Süddeutsche Zeitung

Japan:Kinder dürfen blond sein

An den Gymnasien der japanischen Präfektur Mie müssen Schülerinnen und Schüler mit hellen Haaren nicht länger nachweisen, dass die Farbe natürlich ist. Und auch andere haarkleine Regeln sollen abgeschafft werden. Es geht zum Beispiel um Unterwäsche.

Von Thomas Hahn

Es brechen bessere Zeiten an für naturblonde Jugendliche in Mie. An den Gymnasien der japanischen Präfektur wird das Naturhaar-Zertifikat abgeschafft. Schülerinnen und Schüler, die keine schwarzen, glatten Haare haben, müssen nicht mehr nachweisen, dass sie ihre Frisur nicht mit Färbemitteln oder Lockenwicklern verändert haben. Der Sender NHK enthüllte vor zwei Jahren, dass ein Drittel der 54 Gymnasien in Mie dieses Dokument verlangten. Vorbei. Erleichterung. Ein leitender Beamter der Bildungsbehörde in Mie nennt die Abschaffung "in Anbetracht der heutigen Zeit natürlich".

In Anbetracht der heutigen Zeit wäre es möglicherweise sogar natürlich gewesen, wenn es diese Regel nie gegeben hätte. Aber immerhin, es rührt sich was an Japans Schulen. Ihre Macht kommt auf den Prüfstand. Das Frisurengebot ist nämlich nur ein Aspekt ihres Erziehungsstils. Manche Schulen schreiben den Jugendlichen auch vor, welche Farbe ihre Unterwäsche haben soll und welche Form ihre Augenbrauen. Sie verbieten ihnen unter anderem Strickjacken, selbst wenn es kalt ist, in selteneren Fällen auch Sonnencreme, Lippenbalsam, Liebesbeziehungen.
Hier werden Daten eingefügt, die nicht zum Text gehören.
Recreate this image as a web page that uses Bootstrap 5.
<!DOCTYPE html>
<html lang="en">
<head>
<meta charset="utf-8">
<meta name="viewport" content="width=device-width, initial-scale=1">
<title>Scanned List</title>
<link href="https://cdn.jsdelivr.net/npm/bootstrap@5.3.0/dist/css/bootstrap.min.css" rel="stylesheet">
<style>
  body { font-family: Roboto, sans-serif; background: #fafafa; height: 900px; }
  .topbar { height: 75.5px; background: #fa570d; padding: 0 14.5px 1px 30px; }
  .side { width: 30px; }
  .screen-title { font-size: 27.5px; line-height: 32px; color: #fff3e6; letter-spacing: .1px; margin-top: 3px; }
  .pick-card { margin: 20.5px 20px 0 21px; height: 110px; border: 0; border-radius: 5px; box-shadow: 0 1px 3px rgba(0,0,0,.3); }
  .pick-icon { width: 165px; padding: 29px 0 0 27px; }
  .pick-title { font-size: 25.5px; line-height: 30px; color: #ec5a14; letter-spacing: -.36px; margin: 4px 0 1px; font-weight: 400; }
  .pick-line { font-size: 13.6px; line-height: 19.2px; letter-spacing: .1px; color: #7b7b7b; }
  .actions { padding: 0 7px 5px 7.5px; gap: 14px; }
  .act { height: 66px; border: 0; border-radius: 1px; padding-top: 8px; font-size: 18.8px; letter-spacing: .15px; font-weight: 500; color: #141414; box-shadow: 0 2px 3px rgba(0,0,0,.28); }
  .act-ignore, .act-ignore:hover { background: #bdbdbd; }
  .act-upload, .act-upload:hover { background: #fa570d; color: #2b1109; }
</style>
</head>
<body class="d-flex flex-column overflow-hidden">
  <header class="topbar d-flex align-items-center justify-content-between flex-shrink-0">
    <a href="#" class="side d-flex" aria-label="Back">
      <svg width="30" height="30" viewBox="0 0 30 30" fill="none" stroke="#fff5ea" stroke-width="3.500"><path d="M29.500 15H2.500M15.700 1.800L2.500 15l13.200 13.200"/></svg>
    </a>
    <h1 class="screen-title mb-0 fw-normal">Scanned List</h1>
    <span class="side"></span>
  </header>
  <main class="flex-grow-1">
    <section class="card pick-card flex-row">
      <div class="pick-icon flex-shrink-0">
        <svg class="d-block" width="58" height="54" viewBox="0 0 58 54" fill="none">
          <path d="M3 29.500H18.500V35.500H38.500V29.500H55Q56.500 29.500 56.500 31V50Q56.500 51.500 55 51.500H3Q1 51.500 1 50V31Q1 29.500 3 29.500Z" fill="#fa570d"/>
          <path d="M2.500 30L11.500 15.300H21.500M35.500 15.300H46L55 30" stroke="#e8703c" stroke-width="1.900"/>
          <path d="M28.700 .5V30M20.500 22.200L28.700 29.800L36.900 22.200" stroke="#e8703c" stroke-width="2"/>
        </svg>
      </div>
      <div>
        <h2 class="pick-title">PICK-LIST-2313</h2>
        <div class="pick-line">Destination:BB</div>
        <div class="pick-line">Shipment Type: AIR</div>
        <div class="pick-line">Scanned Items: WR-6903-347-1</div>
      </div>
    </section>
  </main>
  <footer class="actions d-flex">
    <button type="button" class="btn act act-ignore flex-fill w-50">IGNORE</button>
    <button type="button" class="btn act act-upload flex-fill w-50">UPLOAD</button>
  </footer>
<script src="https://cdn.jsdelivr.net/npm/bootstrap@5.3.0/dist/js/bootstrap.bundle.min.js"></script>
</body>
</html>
Schwarze Regeln werden die Vorschriften genannt

Schwarze Regeln nennen Kritiker diese schwer begreiflichen Vorschriften. Die Debatte darüber wurde 2017 neu entfacht, nachdem eine 18-Jährige die Präfektur Osaka verklagt hatte. Lehrer hatten sie gezwungen, ihr naturbraunes Haar schwarz zu färben. Yuji Sunaga, Vizepräsident einer Anti-Mobbing-Organisation, und andere Aktivisten gründeten die Initiative "Projekt gegen schwarze Schulregeln", sammelten Unterschriften, machten das Thema groß.
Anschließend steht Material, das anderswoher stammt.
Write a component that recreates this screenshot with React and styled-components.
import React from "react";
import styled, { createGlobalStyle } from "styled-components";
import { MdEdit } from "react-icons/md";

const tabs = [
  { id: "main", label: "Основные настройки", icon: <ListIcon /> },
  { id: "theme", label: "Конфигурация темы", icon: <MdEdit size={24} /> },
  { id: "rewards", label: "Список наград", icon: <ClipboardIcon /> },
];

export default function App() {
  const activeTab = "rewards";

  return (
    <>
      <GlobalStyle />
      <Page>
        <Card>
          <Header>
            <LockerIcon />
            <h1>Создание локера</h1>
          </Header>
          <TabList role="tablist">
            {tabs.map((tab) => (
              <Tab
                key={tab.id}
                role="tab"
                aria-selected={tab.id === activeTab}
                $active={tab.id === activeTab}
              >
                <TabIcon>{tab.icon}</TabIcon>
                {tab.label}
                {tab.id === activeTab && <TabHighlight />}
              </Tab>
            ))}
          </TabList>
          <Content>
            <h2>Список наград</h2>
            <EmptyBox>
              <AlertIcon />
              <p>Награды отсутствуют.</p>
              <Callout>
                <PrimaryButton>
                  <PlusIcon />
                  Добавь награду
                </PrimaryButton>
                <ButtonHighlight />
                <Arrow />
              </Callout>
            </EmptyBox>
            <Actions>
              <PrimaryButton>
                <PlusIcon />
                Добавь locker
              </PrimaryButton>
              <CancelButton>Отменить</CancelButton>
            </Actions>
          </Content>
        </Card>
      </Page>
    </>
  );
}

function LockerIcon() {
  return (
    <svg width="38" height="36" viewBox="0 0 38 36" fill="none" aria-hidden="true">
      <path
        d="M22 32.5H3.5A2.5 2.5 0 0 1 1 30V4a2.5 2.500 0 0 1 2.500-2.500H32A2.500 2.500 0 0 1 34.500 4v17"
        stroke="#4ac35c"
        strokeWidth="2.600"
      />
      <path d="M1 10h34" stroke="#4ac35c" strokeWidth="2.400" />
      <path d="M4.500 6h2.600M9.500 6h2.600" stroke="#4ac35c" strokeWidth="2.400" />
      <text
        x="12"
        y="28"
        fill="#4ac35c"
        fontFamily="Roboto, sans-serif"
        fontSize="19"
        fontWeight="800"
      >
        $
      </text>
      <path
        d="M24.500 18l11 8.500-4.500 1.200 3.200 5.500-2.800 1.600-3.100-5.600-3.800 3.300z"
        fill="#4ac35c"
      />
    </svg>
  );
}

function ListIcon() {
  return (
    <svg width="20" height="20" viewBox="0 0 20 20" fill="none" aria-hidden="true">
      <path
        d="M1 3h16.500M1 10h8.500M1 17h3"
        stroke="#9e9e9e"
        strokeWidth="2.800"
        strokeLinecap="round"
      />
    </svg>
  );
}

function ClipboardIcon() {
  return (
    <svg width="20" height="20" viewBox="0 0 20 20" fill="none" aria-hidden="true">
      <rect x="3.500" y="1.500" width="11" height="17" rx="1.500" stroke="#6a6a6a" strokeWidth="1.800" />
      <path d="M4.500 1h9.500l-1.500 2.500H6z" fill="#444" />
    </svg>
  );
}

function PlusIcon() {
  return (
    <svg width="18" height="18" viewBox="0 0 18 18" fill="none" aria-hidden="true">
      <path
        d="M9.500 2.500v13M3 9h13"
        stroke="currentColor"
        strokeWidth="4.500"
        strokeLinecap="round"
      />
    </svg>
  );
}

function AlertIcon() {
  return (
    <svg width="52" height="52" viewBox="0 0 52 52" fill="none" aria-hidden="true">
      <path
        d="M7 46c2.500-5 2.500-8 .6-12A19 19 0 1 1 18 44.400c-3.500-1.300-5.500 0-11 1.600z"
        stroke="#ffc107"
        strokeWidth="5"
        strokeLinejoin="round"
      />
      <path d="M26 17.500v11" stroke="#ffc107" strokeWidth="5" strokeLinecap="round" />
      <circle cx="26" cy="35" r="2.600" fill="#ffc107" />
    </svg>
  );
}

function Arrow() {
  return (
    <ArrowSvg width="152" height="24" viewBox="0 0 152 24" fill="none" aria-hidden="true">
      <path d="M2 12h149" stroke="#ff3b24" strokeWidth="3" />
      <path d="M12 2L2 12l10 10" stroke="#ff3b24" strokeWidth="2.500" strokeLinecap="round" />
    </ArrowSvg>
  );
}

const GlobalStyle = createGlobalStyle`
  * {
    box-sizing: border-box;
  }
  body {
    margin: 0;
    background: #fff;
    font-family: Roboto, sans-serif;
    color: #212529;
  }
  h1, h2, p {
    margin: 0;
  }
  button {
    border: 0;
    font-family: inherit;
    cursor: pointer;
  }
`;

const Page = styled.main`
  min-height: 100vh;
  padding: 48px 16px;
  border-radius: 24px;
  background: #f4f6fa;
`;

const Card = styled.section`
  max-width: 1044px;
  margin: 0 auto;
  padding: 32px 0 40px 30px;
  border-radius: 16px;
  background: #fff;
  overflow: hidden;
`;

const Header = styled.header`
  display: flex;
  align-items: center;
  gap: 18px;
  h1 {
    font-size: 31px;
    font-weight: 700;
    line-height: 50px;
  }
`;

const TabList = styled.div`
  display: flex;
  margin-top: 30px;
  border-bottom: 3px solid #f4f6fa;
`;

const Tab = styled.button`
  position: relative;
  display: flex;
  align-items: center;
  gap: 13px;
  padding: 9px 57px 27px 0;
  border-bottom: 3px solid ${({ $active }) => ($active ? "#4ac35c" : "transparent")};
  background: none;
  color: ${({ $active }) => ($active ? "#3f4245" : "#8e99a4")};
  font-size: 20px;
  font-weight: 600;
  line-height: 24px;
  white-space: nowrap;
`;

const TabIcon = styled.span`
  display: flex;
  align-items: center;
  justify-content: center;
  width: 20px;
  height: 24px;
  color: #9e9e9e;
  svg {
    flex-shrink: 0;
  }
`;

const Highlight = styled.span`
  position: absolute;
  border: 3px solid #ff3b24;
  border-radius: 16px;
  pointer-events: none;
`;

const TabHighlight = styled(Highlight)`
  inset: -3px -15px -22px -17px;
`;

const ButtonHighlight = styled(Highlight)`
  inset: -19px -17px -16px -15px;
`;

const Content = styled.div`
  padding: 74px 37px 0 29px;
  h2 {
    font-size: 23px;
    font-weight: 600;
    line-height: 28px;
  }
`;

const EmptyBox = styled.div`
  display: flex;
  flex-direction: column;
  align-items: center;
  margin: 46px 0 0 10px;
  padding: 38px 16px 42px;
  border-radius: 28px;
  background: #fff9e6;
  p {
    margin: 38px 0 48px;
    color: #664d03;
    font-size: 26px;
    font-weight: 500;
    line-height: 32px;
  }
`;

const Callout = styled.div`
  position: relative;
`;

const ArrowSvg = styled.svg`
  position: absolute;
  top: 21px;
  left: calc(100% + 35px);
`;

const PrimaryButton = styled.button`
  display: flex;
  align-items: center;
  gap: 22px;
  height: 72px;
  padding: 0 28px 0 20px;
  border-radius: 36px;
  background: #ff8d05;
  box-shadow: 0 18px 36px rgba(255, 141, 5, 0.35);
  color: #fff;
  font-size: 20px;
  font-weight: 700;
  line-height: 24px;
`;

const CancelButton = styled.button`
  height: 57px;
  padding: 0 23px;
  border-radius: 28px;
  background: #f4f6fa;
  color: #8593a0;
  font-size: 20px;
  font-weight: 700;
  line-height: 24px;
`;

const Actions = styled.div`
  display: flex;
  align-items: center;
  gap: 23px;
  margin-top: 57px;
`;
Warum die Strenge? Schwer zu sagen. In den Achtzigerjahren erfasste eine Welle der Gewalt mit Mobbing und Sachbeschädigungen Japans Schulen. Mit strikteren Regeln wollten sie die Ordnung wiederherstellen. Und dabei müssen sich dann im Laufe der Zeit auch ein paar besonders harte Vorschriften ergeben haben, die heute nicht nur Schüler überfordern. Im Online-Magazin Nippon.com hat Yuji Sunaga mal erzählt, dass ihn auch schon Lehrer um Hilfe gebeten hätten, weil sie sagten: "Ich sage den Schülern, sie sollen die Regeln einhalten, kann ihnen aber nicht erklären, warum, weil ich ihren Sinn selbst nicht verstehe."
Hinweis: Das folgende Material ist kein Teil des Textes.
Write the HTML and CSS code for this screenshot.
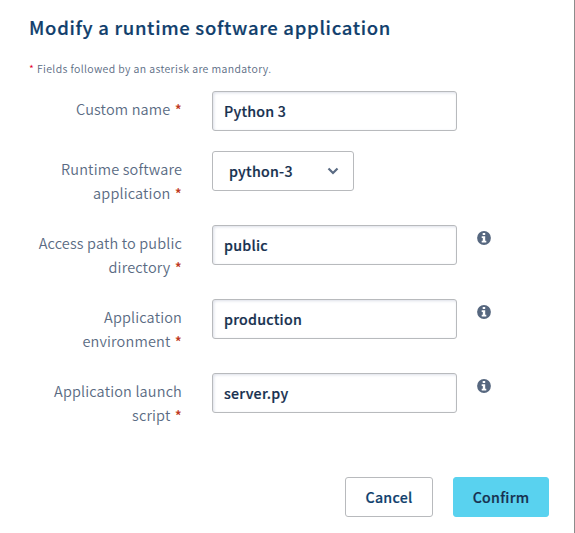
FILE: index.html
```html
<!DOCTYPE html>
<html lang="en">
<head>
<meta charset="utf-8">
<title>Modify a runtime software application</title>
<link rel="stylesheet" href="styles.css">
</head>
<body>
<main class="panel">
  <h1 class="title">Modify a runtime software application</h1>
  <p class="note"><span class="star">*</span> Fields followed by an asterisk are mandatory.</p>
  <form class="form">
    <div class="row row-single">
      <label class="label" for="name">Custom name <span class="req">*</span></label>
      <input class="input" id="name" type="text" value="Python 3">
    </div>
    <div class="row">
      <label class="label" for="runtime">Runtime software<br>application <span class="req">*</span></label>
      <button class="select" id="runtime" type="button">python-3
        <svg class="chevron" viewBox="0 0 12 8"><path d="M1.500 1.500 6 6l4.500-4.500"/></svg>
      </button>
    </div>
    <div class="row">
      <label class="label" for="path">Access path to public<br>directory <span class="req">*</span></label>
      <input class="input" id="path" type="text" value="public">
      <svg class="info" viewBox="0 0 14 14"><circle cx="7" cy="7" r="6.900"/><path d="M5.700 2h2.500v2.100H5.700zM4.700 5.200h3.500v4.500h1.100v1.800H4.700V9.700h1.100V7H4.700z"/></svg>
    </div>
    <div class="row">
      <label class="label" for="env">Application<br>environment <span class="req">*</span></label>
      <input class="input" id="env" type="text" value="production">
      <svg class="info" viewBox="0 0 14 14"><circle cx="7" cy="7" r="6.900"/><path d="M5.700 2h2.500v2.100H5.700zM4.700 5.200h3.500v4.500h1.100v1.800H4.700V9.700h1.100V7H4.700z"/></svg>
    </div>
    <div class="row">
      <label class="label" for="script">Application launch<br>script <span class="req">*</span></label>
      <input class="input" id="script" type="text" value="server.py">
      <svg class="info" viewBox="0 0 14 14"><circle cx="7" cy="7" r="6.900"/><path d="M5.700 2h2.500v2.100H5.700zM4.700 5.200h3.500v4.500h1.100v1.800H4.700V9.700h1.100V7H4.700z"/></svg>
    </div>
    <div class="actions">
      <button class="btn btn-cancel" type="button">Cancel</button>
      <button class="btn btn-confirm" type="button">Confirm</button>
    </div>
  </form>
</main>
</body>
</html>
```

FILE: styles.css
```css
* { box-sizing: border-box; }

body {
  margin: 0;
  background: #fff;
  font-family: "Noto Sans CJK JP", "Open Sans", sans-serif;
  color: #5a6b83;
}

.panel {
  height: 533px;
  padding: 11px 25px 0 29px;
  border-right: 1px solid #8c8c8c;
  overflow: hidden;
}

.title {
  margin: 0;
  font-size: 18.5px;
  line-height: 32px;
  font-weight: 500;
  letter-spacing: 0.7px;
  color: #113f6d;
  white-space: nowrap;
  -webkit-text-stroke: 0.2px #113f6d;
}

.note {
  margin: 16px 0 12px;
  font-size: 10.5px;
  line-height: 20px;
  font-weight: 350;
  letter-spacing: 0.37px;
}

.star { color: #e4002b; }
.req { position: relative; top: 1px; margin-left: 1px; color: #bf3a1e; font-weight: 500; }

.row {
  display: grid;
  grid-template-columns: 153px 275px 64px;
  height: 74px;
}

.row-single { height: 60px; }

.label {
  padding-top: 6px;
  font-size: 14.5px;
  line-height: 24px;
  font-weight: 350;
  letter-spacing: 0.15px;
  text-align: right;
  white-space: nowrap;
}

.input, .select { margin-left: 30px; }

.input {
  width: 245px;
  height: 40px;
  padding: 0 11px;
  border: 1px solid #b8babd;
  border-radius: 3px;
  box-shadow: inset 1px 1px 3px #dcdfe8;
  background: #fff;
}

.input, .select, .btn {
  font-family: inherit;
  font-size: 14.2px;
  font-weight: 500;
  letter-spacing: 0.25px;
  color: #17304f;
  -webkit-text-stroke: 0.2px currentColor;
}

.select {
  display: flex;
  align-items: center;
  justify-content: space-between;
  width: 142px;
  height: 40px;
  padding: 0 14px 0 16px;
  border: 1px solid #b8babd;
  border-radius: 3px;
  background: #fff;
}

.chevron {
  width: 12px;
  height: 8px;
  fill: none;
  stroke: #5a6b83;
  stroke-width: 2.2;
}

.info {
  width: 14px;
  height: 14px;
  margin: 6px 0 0 20px;
  fill: #56677f;
}

.info path { fill: #fff; }

.actions {
  display: flex;
  justify-content: flex-end;
  gap: 20px;
  margin-top: 30px;
}

.btn {
  height: 40px;
  padding: 0;
  border: 1px solid #b8babd;
  border-radius: 3px;
  background: #fff;
}

.btn-cancel { width: 88px; color: #113f6d; }
.btn-confirm { width: 96px; border-color: #59d2ef; background: #59d2ef; }
```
In Japan entscheiden nicht die Behörden über die Schulregeln, sondern die Schulen selbst. Deshalb sind nicht alle so streng. Aber der Anteil ist wohl immer noch relativ hoch. NHK berichtete im Februar, dass 44,6 Prozent der Gymnasien in Tokio ein Haar-Zertifikat verlangen, teilweise mit Fotos von früher, um sicherzugehen, dass alles natürlich gewachsen ist. Im vergangenen Dezember erregte der Anwälte-Verband in Fukuoka Aufsehen mit dem Ergebnis einer Studie. Demnach schreiben 80 Prozent der städtischen Mittelschulen den Jugendlichen die Farbe ihrer Unterwäsche vor.

Aber es ändert sich ja auch etwas. Zum Beispiel in Mie. Die Gymnasien dort haben nicht nur das Haar-Zertifikat abgeschafft, sondern noch einige Schikanen mehr. Liebesbeziehungen sind seit diesem Schuljahr erlaubt, wo sie verboten waren. Es gilt neuerdings die freie Unterwäschewahl für alle. Für manche Lehrer mag das nach Chaos klingen. Andere nennen das Freiheit.